15. The composition of any one of the examples herein, wherein the dry strength additive is 1 % to 3 % of a total content of the composition.

16. The composition of any one of the examples herein, wherein the dry strength additive includes modified starch and/or cationic starch.

17. The composition of any one of the examples herein, wherein the antimicrobial additive is 0.1 % to 6 % of a total content of the composition.

18. The composition of any one of the examples herein, wherein the antimicrobial additive is 2 % to 4 % of a total content of the composition.

19. The composition of any one of the examples herein, wherein the antimicrobial additive includes zinc pyrithione or zinc oxide nanoparticles.

20. A slurry composition for manufacturing molded nursery pots for plants, the composition including; a base material including cellulose fiber; a moisture barrier; a wet strength additive; and a dry strength additive.

21. A process for manufacturing molded nursery pots for plants, the process including; mixing a base material and a moisture barrier to form a first mixture, wherein the base material includes including cellulose fiber; adding a wet strength additive and a dry strength additive to the first mixture to form a second mixture; adding an antimicrobial additive to the second mixture to form a third mixture; wet molding the third mixture under heat and/or pressure to produce a plurality of nursery pots; and drying the plurality of nursery pots to produce finished molded nursery pots.

22. The process of any one of the examples herein, wherein drying includes drying the plurality of nursery pots such that each of the nursery pots has a moisture content of less than 6 %.

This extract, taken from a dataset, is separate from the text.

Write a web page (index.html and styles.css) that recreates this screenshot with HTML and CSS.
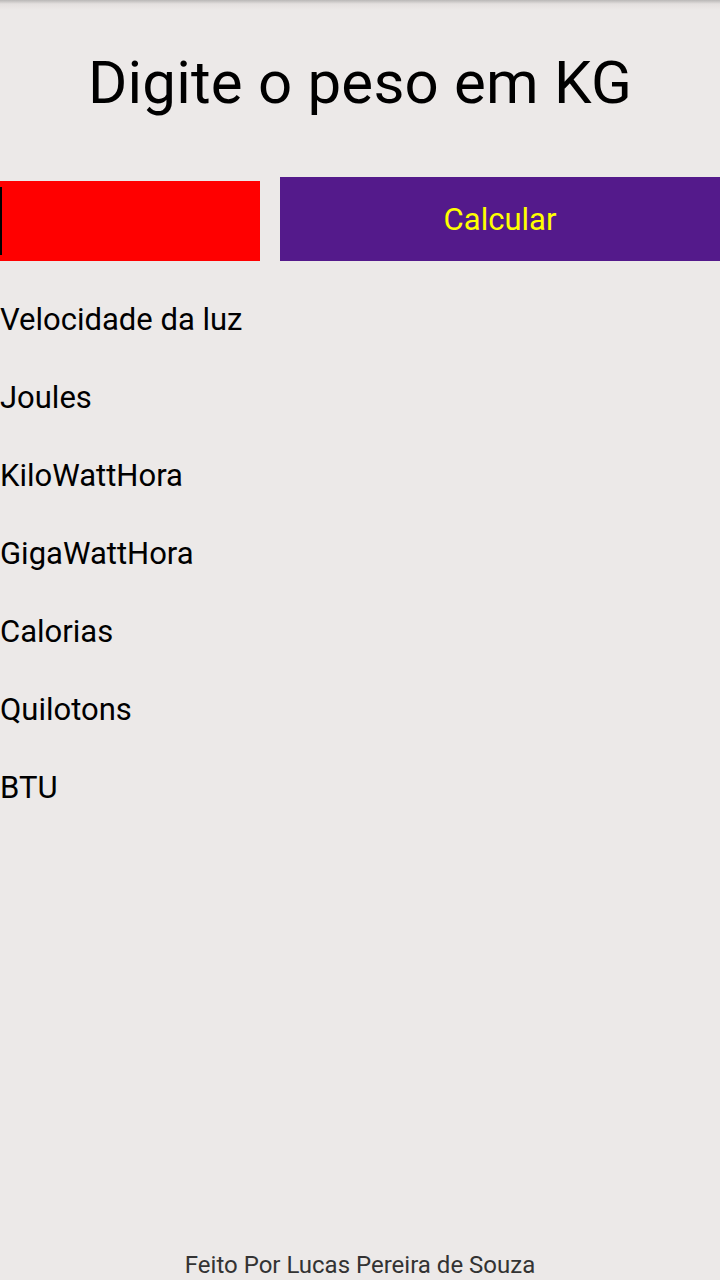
FILE: index.html
```html
<!DOCTYPE html>
<html lang="pt">
<head>
<meta charset="utf-8">
<title>Conversor</title>
<link rel="stylesheet" href="styles.css">
</head>
<body>
<main class="app">
  <h1 class="title">Digite o peso em KG</h1>
  <div class="form-row">
    <div class="field"><span class="cursor"></span></div>
    <button class="calc-btn">Calcular</button>
  </div>
  <ul class="results">
    <li>Velocidade da luz</li>
    <li>Joules</li>
    <li>KiloWattHora</li>
    <li>GigaWattHora</li>
    <li>Calorias</li>
    <li>Quilotons</li>
    <li>BTU</li>
  </ul>
  <footer class="footer">Feito Por Lucas Pereira de Souza</footer>
</main>
</body>
</html>
```
FILE: styles.css
```css
html, body {
  margin: 0;
  padding: 0;
}
body {
  background: linear-gradient(#b9b7b6 0px, #e4e0df 4px, #ece9e8 10px) no-repeat, #ece9e8;
  font-family: Roboto, "Noto Sans", sans-serif;
  color: #000;
}
.app {
  display: flex;
  flex-direction: column;
  min-height: 1280px;
  box-sizing: border-box;
}
.title {
  margin: 0;
  padding-top: 48px;
  font-size: 60px;
  font-weight: 400;
  letter-spacing: 0.2px;
  text-align: center;
  line-height: 70px;
}
.form-row {
  display: flex;
  align-items: flex-end;
  gap: 20px;
  margin-top: 59px;
}
.field {
  width: 260px;
  height: 80px;
  background: #ff0000;
  display: flex;
  align-items: center;
}
.cursor {
  width: 2px;
  height: 68px;
  background: #000;
}
.calc-btn {
  flex: 1;
  height: 84px;
  border: 0;
  margin: 0;
  padding: 0;
  background: #541a8b;
  color: #ffff00;
  font-family: Roboto, "Noto Sans", sans-serif;
  font-size: 31px;
}
.results {
  list-style: none;
  margin: 20px 0 0;
  padding: 0;
}
.results li {
  font-size: 31px;
  line-height: 78px;
}
.footer {
  margin-top: auto;
  text-align: center;
  font-size: 24px;
  line-height: 28px;
  color: #333;
  padding-bottom: 1px;
}
```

23. The process of any one of the examples herein, wherein wet molding the third mixture includes forming the plurality of nursery pots to each have a wall thickness between 1.2mm and 1.6mm.

24. The process of any one of the examples herein, wherein the plurality of nursery pots is configured to retain structural integrity and inhibit mold growth for at least 20 days of plant growth in a nursery environment.

Conclusion

The above detailed description of embodiments of the technology is not intended to be exhaustive or to limit the technology to the precise form disclosed above. Although specific embodiments of, and examples for, the technology are described above for illustrative purposes, various equivalent modifications are possible within the scope of the technology, as those skilled in the relevant art will recognize. For example, although steps are presented in a given order, alternative embodiments can perform steps in a different order. The various embodiments described herein can also be combined to provide further embodiments.

From the foregoing, it will be appreciated that specific embodiments of the technology have been described herein for purposes of illustration, but well-known structures and functions have not been shown or described in detail to avoid unnecessarily obscuring the description of the embodiments of the technology. Where the context permits, singular or plural terms can also include the plural or singular term, respectively.

Moreover, unless the word "or" is expressly limited to mean only a single item exclusive from the other items in reference to a list of two or more items, then the use of "or" in such a list is to be interpreted as including (a) any single item in the list, (b) all of the items in the list, or (c) any combination of the items in the list. Additionally, the term "comprising" is used throughout to mean including at least the recited feature(s) such that any greater number of the same feature and/or additional types of other features are not precluded. It will also be appreciated that specific embodiments have been described herein for purposes of illustration but that various modifications can be made without deviating from the technology. Further, while advantages associated with some embodiments of the technology have been described in the context of those embodiments, other embodiments can also exhibit such advantages, and not all embodiments need necessarily exhibit such advantages to fall within the scope of the technology. Accordingly, the disclosure and associated technology can encompass other embodiments not expressly shown or described herein.